Required task ▸ Your task is to give the listing below back word for word, pictures excluded.

Source data ▸
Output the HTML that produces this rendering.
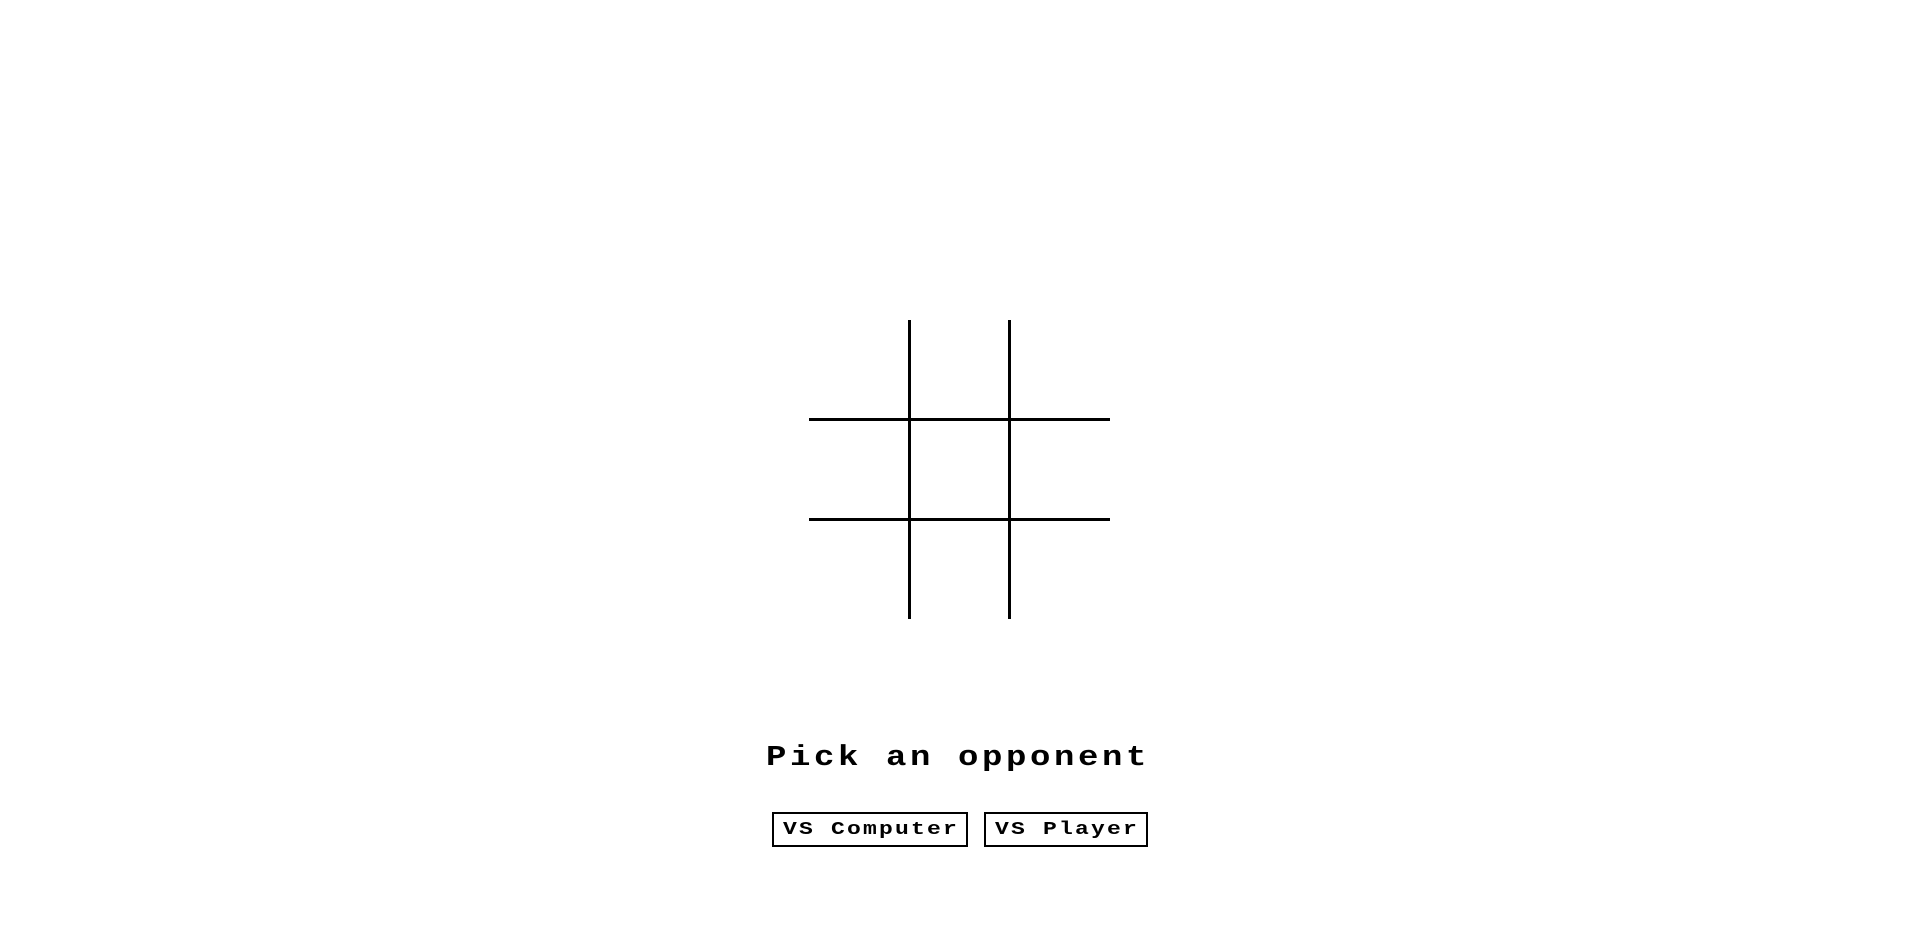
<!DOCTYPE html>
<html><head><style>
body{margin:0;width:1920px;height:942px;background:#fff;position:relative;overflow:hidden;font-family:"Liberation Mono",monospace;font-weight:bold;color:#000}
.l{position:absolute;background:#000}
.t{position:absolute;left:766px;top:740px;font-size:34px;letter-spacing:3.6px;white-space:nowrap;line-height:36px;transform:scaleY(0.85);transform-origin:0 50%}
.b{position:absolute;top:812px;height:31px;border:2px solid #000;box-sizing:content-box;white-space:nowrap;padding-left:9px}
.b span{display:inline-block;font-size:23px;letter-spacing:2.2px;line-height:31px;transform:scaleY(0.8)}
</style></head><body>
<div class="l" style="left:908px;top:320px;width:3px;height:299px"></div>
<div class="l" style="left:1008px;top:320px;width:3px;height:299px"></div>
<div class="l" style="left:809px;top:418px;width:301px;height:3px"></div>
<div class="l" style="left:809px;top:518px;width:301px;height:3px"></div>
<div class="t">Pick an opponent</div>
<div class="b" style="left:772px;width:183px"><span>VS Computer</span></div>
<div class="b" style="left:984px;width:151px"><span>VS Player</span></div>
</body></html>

Solved problem ▸
Output the HTML that produces this rendering.
<!DOCTYPE html>
<html><head><style>
body{margin:0;width:1920px;height:942px;background:#fff;position:relative;overflow:hidden;font-family:"Liberation Mono",monospace;font-weight:bold;color:#000}
.l{position:absolute;background:#000}
.t{position:absolute;left:766px;top:740px;font-size:34px;letter-spacing:3.6px;white-space:nowrap;line-height:36px;transform:scaleY(0.85);transform-origin:0 50%}
.b{position:absolute;top:812px;height:31px;border:2px solid #000;box-sizing:content-box;white-space:nowrap;padding-left:9px}
.b span{display:inline-block;font-size:23px;letter-spacing:2.2px;line-height:31px;transform:scaleY(0.8)}
</style></head><body>
<div class="l" style="left:908px;top:320px;width:3px;height:299px"></div>
<div class="l" style="left:1008px;top:320px;width:3px;height:299px"></div>
<div class="l" style="left:809px;top:418px;width:301px;height:3px"></div>
<div class="l" style="left:809px;top:518px;width:301px;height:3px"></div>
<div class="t">Pick an opponent</div>
<div class="b" style="left:772px;width:183px"><span>VS Computer</span></div>
<div class="b" style="left:984px;width:151px"><span>VS Player</span></div>
</body></html>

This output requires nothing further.